With what complacency will a young parson deduce false conclusions
from misunderstood texts, and then threaten us with all the penalties
of Hades if we neglect to comply with the injunctions he has given
us! Yes, my too self-confident juvenile friend, I do believe in
those mysteries which are so common in your mouth; I do believe in
the unadulterated word which you hold there in your hand; but you
must pardon me if, in some things, I doubt your interpretation. The
Bible is good, the prayer-book is good, nay, you yourself would be
acceptable, if you would read to me some portion of those time-honoured
discourses which our great divines have elaborated in the full maturity
of their powers. But you must excuse me, my insufficient young
lecturer, if I yawn over your imperfect sentences, your repeated
phrases, your false pathos, your drawlings and denouncings, your
humming and hawing, your oh-ing and ah-ing, your black gloves and your
white handkerchief. To me, it all means nothing; and hours are too
precious to be so wasted--if one could only avoid it.

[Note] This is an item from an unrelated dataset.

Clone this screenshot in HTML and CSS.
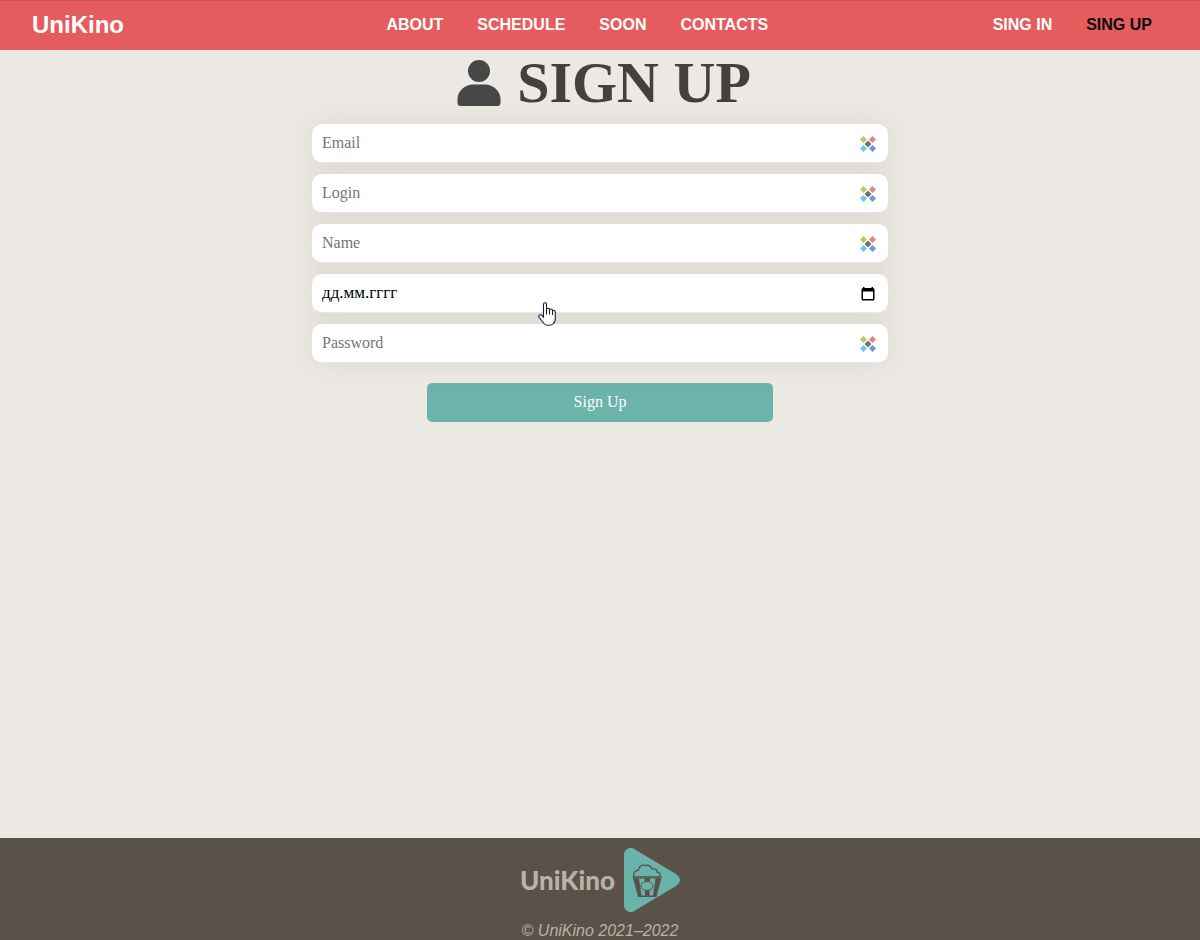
FILE: index.html
```html
<!DOCTYPE html>
<html lang="en">
<head>
<meta charset="utf-8">
<meta name="viewport" content="width=device-width, initial-scale=1">
<title>UniKino – Sign Up</title>
<link rel="stylesheet" href="styles.css">
</head>
<body>
<svg class="sprite" aria-hidden="true">
  <symbol id="dots" viewBox="0 0 16 16">
    <path fill="#a5d260" d="M3.500 0 7 3.500 3.500 7 0 3.500z"/>
    <path fill="#ef7f80" d="M12.500 0 16 3.500 12.500 7 9 3.500z"/>
    <path fill="#6dc8f1" d="M3.500 9 7 12.500 3.500 16 0 12.500z"/>
    <path fill="#6e97d8" d="M12.500 9 16 12.500 12.500 16 9 12.500z"/>
    <path fill="#707070" d="M8 4.500 11.500 8 8 11.500 4.500 8z"/>
  </symbol>
</svg>
<header class="header">
  <a class="brand" href="#">UniKino</a>
  <nav class="nav" aria-label="Main">
    <a class="link" href="#">ABOUT</a>
    <a class="link" href="#">SCHEDULE</a>
    <a class="link" href="#">SOON</a>
    <a class="link" href="#">CONTACTS</a>
  </nav>
  <nav class="auth" aria-label="Account">
    <a class="link" href="#">SING IN</a>
    <a class="link link-active" href="#" aria-current="page">SING UP</a>
  </nav>
</header>
<main class="main">
  <h1 class="title">
    <svg class="user-icon" viewBox="0 0 44 46" aria-hidden="true"><circle cx="22" cy="11" r="11"/><path d="M.5 42.500V39C.5 31 8 24.500 16 24.500H28C36 24.500 43.500 31 43.500 39V42.500Q43.500 46 40 46H4Q.5 46 .5 42.500z"/></svg>
    <span>SIGN UP</span>
  </h1>
  <form class="form">
    <div class="field">
      <input class="control" type="email" placeholder="Email" aria-label="Email">
      <svg class="mark" aria-hidden="true"><use href="#dots"/></svg>
    </div>
    <div class="field">
      <input class="control" type="text" placeholder="Login" aria-label="Login">
      <svg class="mark" aria-hidden="true"><use href="#dots"/></svg>
    </div>
    <div class="field">
      <input class="control" type="text" placeholder="Name" aria-label="Name">
      <svg class="mark" aria-hidden="true"><use href="#dots"/></svg>
    </div>
    <div class="field">
      <input class="control control-date" type="text" placeholder="дд.мм.гггг" aria-label="Date of birth">
      <button class="mark picker" type="button" aria-label="Open calendar">
        <svg class="picker-icon" viewBox="0 0 16 16" aria-hidden="true"><path fill-rule="evenodd" d="M3 1H4.500V2H11.500V1H13V2Q14.500 2 14.500 3.500V13Q14.500 14.500 13 14.500H3Q1.500 14.500 1.500 13V3.500Q1.500 2 3 2zM3 5.500V13H13V5.500z"/></svg>
      </button>
      <svg class="pointer" viewBox="0 0 18 24" aria-hidden="true"><path d="M5.500 14V2.500Q5.500 .7 7 .7T8.500 2.500V7.500Q8.500 6.200 10 6.200T11.500 7.500V8.200Q11.500 7 13 7T14.500 8.300V9.300Q14.500 8.300 15.800 8.300T17.300 9.800V17Q17.300 20 15.500 21.500 14 23.300 11.500 23.300H9.500Q7.500 23.300 6 21.500L1.200 15.500Q.3 14 1.500 13.100 2.700 12.400 4 13.300L5.500 15zM8.500 7.500V12.500M11.500 8V12.500M14.500 9V13"/></svg>
    </div>
    <div class="field">
      <input class="control" type="password" placeholder="Password" aria-label="Password">
      <svg class="mark" aria-hidden="true"><use href="#dots"/></svg>
    </div>
    <button class="submit" type="submit">Sign Up</button>
  </form>
</main>
<footer class="footer">
  <a class="footer-brand" href="#">
    <span>UniKino</span>
    <svg class="play" viewBox="0 0 56 64" aria-hidden="true">
      <path fill="#6ab3ab" d="M0 7C0 1 6-2 11 1.500L52 26Q60 32 52 38L11 62.500C6 66 0 63 0 57z"/>
      <path fill="none" stroke="#5a5248" stroke-width="1.300" stroke-linejoin="round" d="M10 28C9 25 11 22.500 14.500 22 15 18 18 16.500 21 17.500 25 16.500 27 19 28 21 32 20.500 33 22 33 24 36 24.500 36.500 26 36 28"/>
      <path fill="#5a5248" d="M8.500 28H38L32.500 49H14z"/>
      <path fill="#6ab3ab" d="M15 30.500H20.500L21 47.500H17.500zM26 30.500H31.500L29 47.500H25.500z"/>
      <ellipse cx="23" cy="38" rx="6" ry="4.500" fill="#6ab3ab" stroke="#5a5248"/>
      <path fill="none" stroke="#6ab3ab" stroke-width=".7" d="M10 29H36.500" stroke-dasharray="1.500 1"/>
    </svg>
  </a>
  <p class="copyright">© UniKino 2021–2022</p>
</footer>
</body>
</html>
```
FILE: styles.css
```css
* {
  box-sizing: border-box;
}

body {
  display: flex;
  flex-direction: column;
  min-height: 100vh;
  margin: 0;
  background: #ece8e3;
  font-family: "Liberation Serif", "Times New Roman", serif;
  font-size: 16px;
}

.sprite {
  display: none;
}

.header {
  display: flex;
  align-items: center;
  justify-content: space-between;
  padding: 10px 48px 11px 32px;
  border-top: 1px solid #cf5357;
  background: #e65c5e;
  font-family: "Liberation Sans", Arial, sans-serif;
  font-weight: 700;
}

.brand {
  color: #fff;
  font-size: 24px;
  line-height: 28px;
  text-decoration: none;
}

.nav,
.auth {
  display: flex;
  gap: 34px;
}

.nav {
  margin-left: 38px;
}

.link {
  color: #fff;
  line-height: 28px;
  text-decoration: none;
}

.link-active {
  color: #0a0a0a;
}

.main {
  flex: 1;
}

.title {
  display: flex;
  align-items: center;
  justify-content: center;
  gap: 16px;
  margin: 0;
  padding: 0 0 8px 8px;
  color: #46403b;
  font-size: 58px;
  line-height: 66px;
}

.user-icon {
  width: 44px;
  height: 46px;
  fill: #474747;
}

.form {
  display: flex;
  flex-direction: column;
  gap: 11px;
  width: 48%;
  margin: 0 auto;
}

.field {
  position: relative;
  border-radius: 10px;
  box-shadow: 0 0 24px rgba(140, 145, 110, 0.17);
}

.control {
  position: relative;
  z-index: 1;
  display: block;
  width: 100%;
  padding: 10px 40px 10px 10px;
  border: 0;
  border-bottom: 1px solid #e6e6ea;
  border-radius: 10px;
  background: #fff;
  color: #000;
  font: inherit;
  line-height: 18px;
}

.control::placeholder {
  color: #757575;
}

.control-date {
  font-size: 17px;
}

.control-date::placeholder {
  color: #000;
}

.mark {
  position: absolute;
  z-index: 2;
  top: 12px;
  right: 12px;
  width: 16px;
  height: 16px;
}

.picker {
  padding: 0;
  border: 0;
  background: none;
}

.picker-icon {
  display: block;
}

.pointer {
  position: absolute;
  z-index: 3;
  top: 28px;
  left: 226px;
  width: 18px;
  height: 24px;
  fill: #fff;
  stroke: #1c1c28;
  stroke-width: 1.1;
}

.submit {
  width: 60%;
  margin: 9px auto 0;
  padding: 9px 10px 11px;
  border: 0;
  border-radius: 5px;
  background: #6bb3ab;
  color: #fff;
  font: inherit;
  line-height: 19px;
}

.footer {
  display: flex;
  flex-direction: column;
  align-items: center;
  padding-top: 10px;
  background: #5a5248;
  color: #b9b2a6;
}

.footer-brand {
  display: flex;
  align-items: center;
  gap: 9px;
  color: inherit;
  font-family: Lato, sans-serif;
  font-size: 26px;
  font-weight: 900;
  text-decoration: none;
}

.play {
  width: 56px;
  height: 64px;
}

.copyright {
  margin: 10px 0 0;
  font-family: "Liberation Sans", Arial, sans-serif;
  font-style: italic;
  line-height: 18px;
}
```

And here I must make a protest against the pretence, so often put
forward by the working clergy, that they are overburdened by the
multitude of sermons to be preached. We are all too fond of our own
voices, and a preacher is encouraged in the vanity of making his
heard by the privilege of a compelled audience. His sermon is the
pleasant morsel of his life, his delicious moment of self-exaltation.
"I have preached nine sermons this week," said a young friend to me
the other day, with hand languidly raised to his brow, the picture of
an overburdened martyr. "Nine this week, seven last week, four the
week before. I have preached twenty-three sermons this month. It is
really too much."

"Too much, indeed," said I, shuddering; "too much for the strength of
any one."

"Yes," he answered meekly, "indeed it is; I am beginning to feel it

"Would," said I, "you could feel it--would that you could be made to
feel it." But he never guessed that my heart was wrung for the poor


The Fleming Foundation

4 Responses

  1. Robert Reavis says:

    Yes, and our intellectuals today laugh at my beloved Belloc for having suspected any clergyman who took more than twenty or thirty minutes to offer a Low Mass at dawn as suspicious of heresy. Would that we still had more priests willing to turn their back on their flocks and ignore them.

  2. Avatar photo Thomas Fleming says:

    Dr. Johnson in the late 1700’s said he went to early services so that people would not think he only went to Church for the sermons. I have been chuckling over that for 30 years. Currently, in our Latin Mass congregation we have an earnest uneducated arrogant young man who every week gives a lecture–and this to die-hard Latin Mass right wingers who listen to Alex Jones–on why we shouldn’t vote for Hillary. Gee whizz, he could be preaching some useful comments on the Gospels but prefers to pretend he is a poli sci prof at a community college. His dim-witted lectures are driving us to the Novus Ordo. I have thought about contacting his superior, but, it’s not my job and the higher ups in the Institute of Christ the King show a commendable lack of interest in the opinion of the laity. The past few Sundays I quietly go down to the undercroft and recite my ever growing list of the Popes. Wh is it, though, I have to dread going to Mass because some twerp wants to hector me about obeying the American bishops. My best guess is that I deserve this punishment.

  3. Ben says:

    Much as we deserve the presidents we elect, we deserve this Francis Revolution, no?

    The fault lines in the Catholic church are more palatable with each passing week, it seems. It is hard for me to say for sure. Admittedly, being an addled youngster, naive and ignorant of most of history, I simply don’t know. Perhaps DrTJF can speak a bit on this apparent growing schism that I correctly or incorrectly perceive, and what it leads to.

    With regard to this topic I’ve been receiving most of the info and commentary from, a site not exactly pro-Francis. The more I learn, the more I hate to agree with Navrozov ie that it’s not the end of the world, it’s just the end of us. Perhaps speeding up eugenics progress isn’t such a damnable idea afterall, brave new world or bust.

  4. Robert Reavis says:

    No reason to become worried. Pope Francis is relative conservative among Jesuits who abandoned their founder years and years ago.It would probably help all of them to just shut up for thirty days as St Ignatius encouraged then to do every one or two years in his exercises. The Popes constant references to the demonic, however, must be an awful embarrassment or crashing bore to those who wish he were simply a socialist and pathological liar. Tomorrow, Monday, November, 21 I hear he is throwing another bone to traditionalists Catholics allowing them to continue their work without a lot of harassment while he continues to appoint Bishops and cardinals who know absolutely nothing about them and would not like them if they did. Fifty years ago when the talking heads and professional Catholics were saying Bishop Marcel Lefebrve was a schismatic and the Mass of ages had been abrogated by Paul VI, cooler heads and wiser men within the Church and without, were saying hold your fire, stay away from the polemics, defend yourself and family practices in attending their Masses because in the endthere will be saints on both sides. Saving ones soul with the help of God’s grace is a lifetime work for most of us even Popes and Bishops. Stay calm and walk, don’t run, to the nearest exit is always my advice in these troubled times.